His smile had all but disappeared.

And the words escaped his mouth before he had time to think.

"What happened to Gene?"

Several things happened at once. James decided this was too much and tried to run; the man moved quickly for the first time and went for his wrists; the engine of another car roared to life somewhere down the road. This startled the man and he released him.

They were not alone, although the man seemed to be calling for someone else. And James ran. He ran so hard he threw up when he stopped. And he realized that the boys weren't being sent off to their extended families in Indiana or Kentucky--they weren't running from responsibility, they weren't finding better lives. They weren't being stolen by mountain folk, either, but that was closer to the truth.

Later, when Nan and Pop told him that they had received an urgent call about Aunt Lisa, only to find her alive and well at home that evening.
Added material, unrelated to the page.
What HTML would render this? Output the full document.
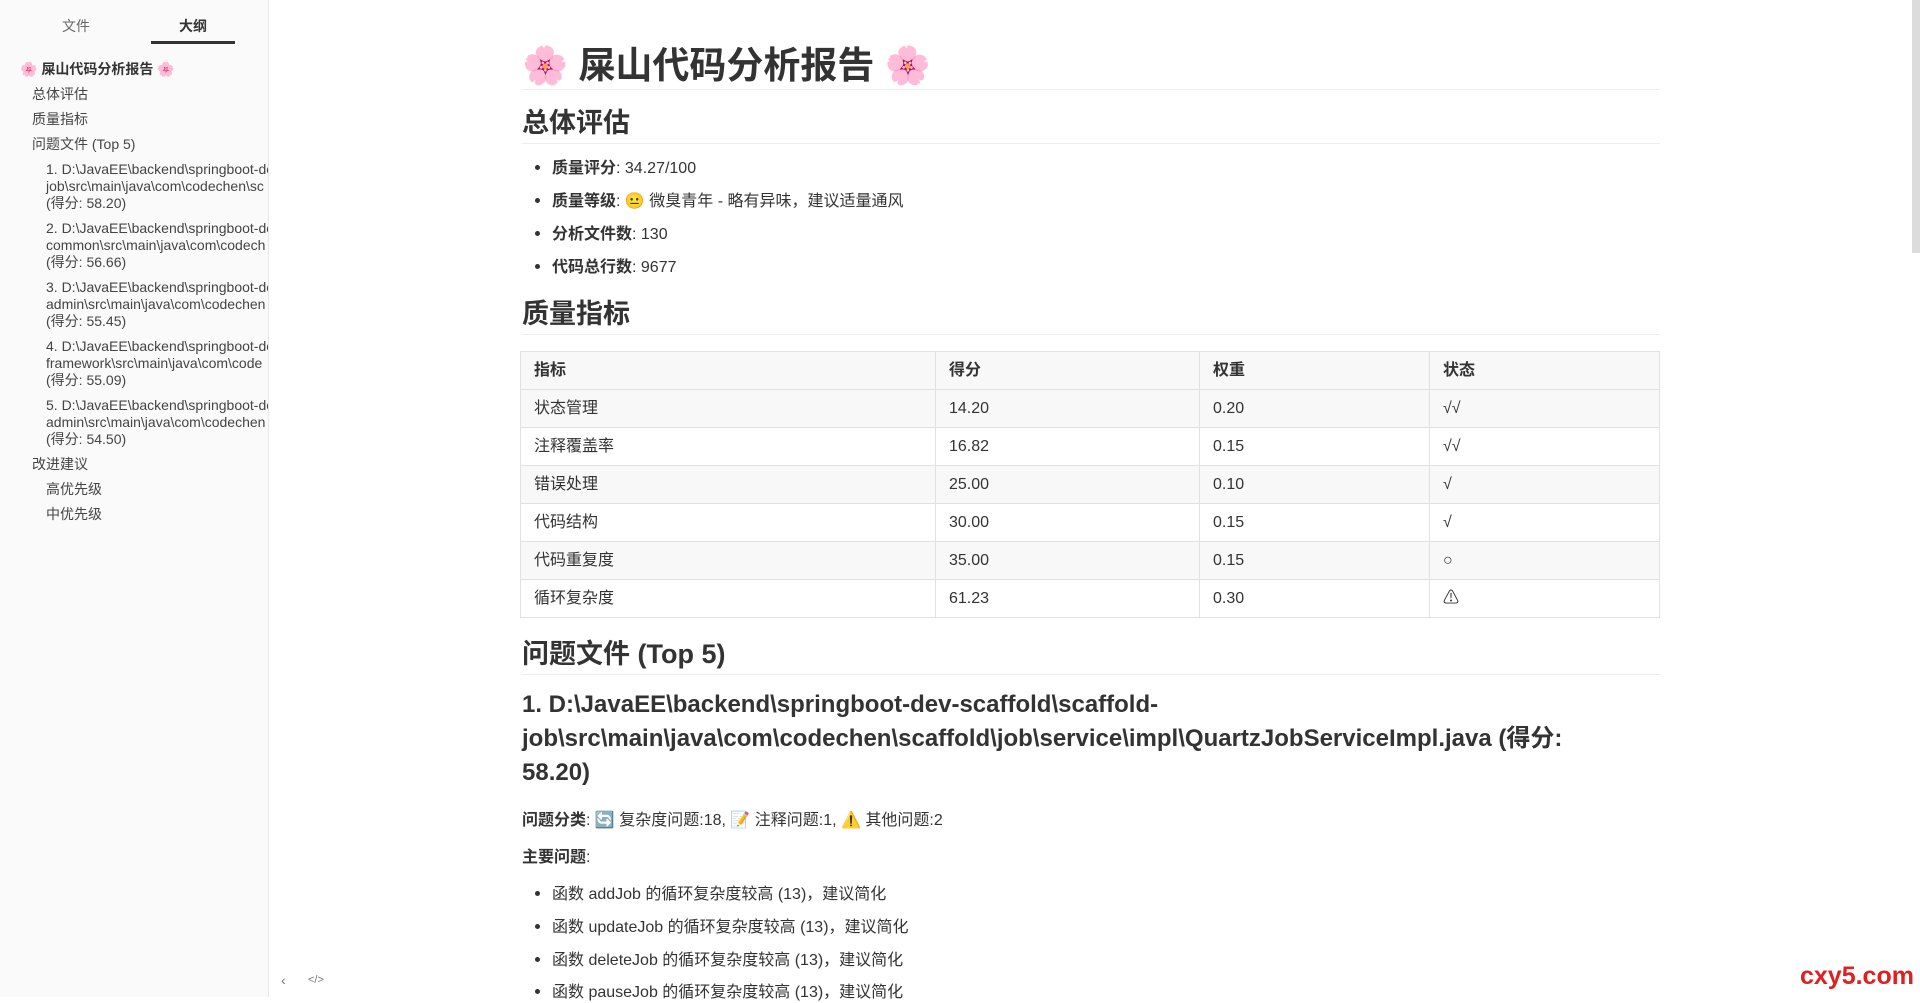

They were glad he had found his way to Ron's house, and that he had gotten a hot meal. He never told them what happened that night. He didn't see what good it would do.

Nobody went missing after that, at least not to his knowledge. The town talked more about that than they ever did the disappearances. And it wasn't until years later, long after James became Sawyer, did he remember the night he had blocked so efficiently from his memory. The man he had forgotten. The boys he played board games with. The rocket they launched for the first time in Eddie's backyard, the book they had laughed at Gene and Carl for writing, the car Sal worked so hard to build that summer. And it wasn't until Sal emerged from beneath a blue Volkswagen bus with grease on his hands but the same eyes, the same hair, the same skill as a mechanic, did he fully remember the things time had stolen from him.